We know not how many times, but because we know the nature of God and because we see in Scripture the explicit promises to protect and acts of God protecting people in Scripture, we can be absolutely sure that he is protecting. I now know this with regard to the evil that I saw and experienced as a young child, which I did not understand for many years. I now understand that God did protect me in many ways and at many times; additionally, what he permitted as the outflow of sinful human actions, he has taken and turned into good. He never desired nor was pleased with the sin, but he is pleased with overcoming the evil with righteous good. To think God was pleased with the murder of your mother, I believe to be degrading to God. I also think that to believe he did not work righteously to be dishonoring as well. Although that is not your desire. Even though all of the times and ways are not now apparent, God is good and righteous and only desires and promotes and ultimately causes such.

The real question is, do you believe God set up a system so a man would sin and murder your mother or one in which man chose to so act, and is, therefore, both proximately and ultimately the author of such sin? Does God get pleasure in every rape, murder, and evil act, or does he love holiness and abhor every evil including the murder of your mother? Will he overcome all evil? Yes!

Thank you for your question and sharing your story in this public forum; may our Lord Jesus express his love to you every day.
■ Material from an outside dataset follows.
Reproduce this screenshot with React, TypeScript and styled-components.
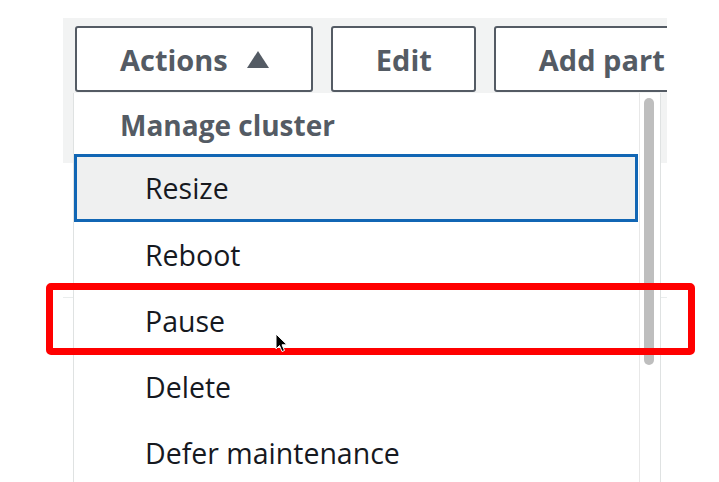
import React from 'react';
import styled, { createGlobalStyle } from 'styled-components';

const GlobalStyle = createGlobalStyle`
  html, body {
    margin: 0;
    padding: 0;
    background: #ffffff;
  }
  body {
    font-family: "Open Sans", "Liberation Sans", sans-serif;
    overflow: hidden;
  }
  * {
    box-sizing: border-box;
  }
`;

const Screen = styled.div`
  position: relative;
  width: 719px;
  height: 482px;
  overflow: hidden;
  padding: 18px 0 0 63px;
`;

const Panel = styled.div`
  position: relative;
  width: 604px;
  height: 464px;
  overflow: hidden;
  display: flex;
  flex-direction: column;
`;

const PanelHeader = styled.div`
  height: 145px;
  background: #f2f3f3;
  padding: 8px 0 0 12px;
`;

const Toolbar = styled.div`
  display: flex;
  gap: 18px;
`;

const Button = styled.button`
  flex-shrink: 0;
  height: 66px;
  display: flex;
  align-items: center;
  gap: 19px;
  padding: 0 42px 0 43px;
  background: #ffffff;
  border: 2px solid #545b64;
  border-radius: 3px;
  color: #545b64;
  font-family: "Open Sans", "Liberation Sans", sans-serif;
  font-size: 29px;
  font-weight: 700;
  white-space: nowrap;
`;

const Caret = styled.svg`
  width: 22px;
  height: 17px;
  flex-shrink: 0;
`;

const TableRow = styled.div`
  height: 135px;
  border-bottom: 1px solid #eaeded;
`;

const Dropdown = styled.div`
  position: absolute;
  top: 75px;
  left: 10px;
  width: 588px;
  height: 400px;
  display: flex;
  background: #ffffff;
  border-left: 1px solid #dfe2e2;
  border-right: 1px solid #dfe2e2;
`;

const MenuList = styled.ul`
  flex: 1;
  margin: 0;
  padding: 0;
  list-style: none;
`;

const GroupHeading = styled.li`
  height: 61px;
  display: flex;
  align-items: center;
  padding: 2px 0 0 46px;
  color: #545b64;
  font-size: 28px;
  font-weight: 700;
`;

const MenuItem = styled.li<{ $focused?: boolean }>`
  height: ${({ $focused }) => ($focused ? '68px' : '66px')};
  display: flex;
  align-items: center;
  padding-left: ${({ $focused }) => ($focused ? '68px' : '71px')};
  color: #16191f;
  font-size: 28.5px;
  font-weight: 400;
  background: ${({ $focused }) => ($focused ? '#eff0f0' : 'transparent')};
  border: ${({ $focused }) => ($focused ? '3px solid #1166b4' : 'none')};
  margin-right: 1px;
`;

const ScrollTrack = styled.div`
  width: 21px;
  flex-shrink: 0;
  border-left: 1px solid #e8e8e8;
  padding: 5px 0 0 4px;
`;

const ScrollThumb = styled.div`
  width: 10px;
  height: 267px;
  border-radius: 5px;
  background: #bebebe;
`;

const Annotation = styled.div`
  position: absolute;
  left: 46px;
  top: 283px;
  width: 649px;
  height: 72px;
  border: 7px solid #ff0000;
  border-radius: 5px;
  pointer-events: none;
`;

const Cursor = styled.svg`
  position: absolute;
  left: 275px;
  top: 333px;
  width: 13px;
  height: 20px;
`;

const items = ['Reboot', 'Pause', 'Delete', 'Defer maintenance'];

const App: React.FC = () => {
  return (
    <>
      <GlobalStyle />
      <Screen>
        <Panel>
          <PanelHeader>
            <Toolbar>
              <Button>
                Actions
                <Caret viewBox="0 0 22 17">
                  <polygon points="11,0 22,17 0,17" fill="#545b64" />
                </Caret>
              </Button>
              <Button>Edit</Button>
              <Button>Add part</Button>
            </Toolbar>
          </PanelHeader>
          <TableRow />

          <Dropdown>
            <MenuList>
              <GroupHeading>Manage cluster</GroupHeading>
              <MenuItem $focused>Resize</MenuItem>
              {items.map((item) => (
                <MenuItem key={item}>{item}</MenuItem>
              ))}
            </MenuList>
            <ScrollTrack>
              <ScrollThumb />
            </ScrollTrack>
          </Dropdown>
        </Panel>

        <Annotation />
        <Cursor viewBox="0 0 13 20">
          <path
            d="M1 1 L1 16 L4.5 12.5 L7 18.5 L9.5 17.5 L7 11.8 L12 11.8 Z"
            fill="#000000"
            stroke="#ffffff"
            strokeWidth="1"
            strokeLinejoin="round"
          />
        </Cursor>
      </Screen>
    </>
  );
};

export default App;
[1] Compatibilism is the view that determinism and moral responsibility are compatible. Every thought or act is micro-determined just like it is in hard determinism, but man is also responsible so long as he freely chose according to his greatest desire, even though the desire was determined.
[2] Extensivist and Extensivism are used here to generally include all salvational perspectives that believe each and every person can be saved by grace and God created man with otherwise choice, libertarian free will.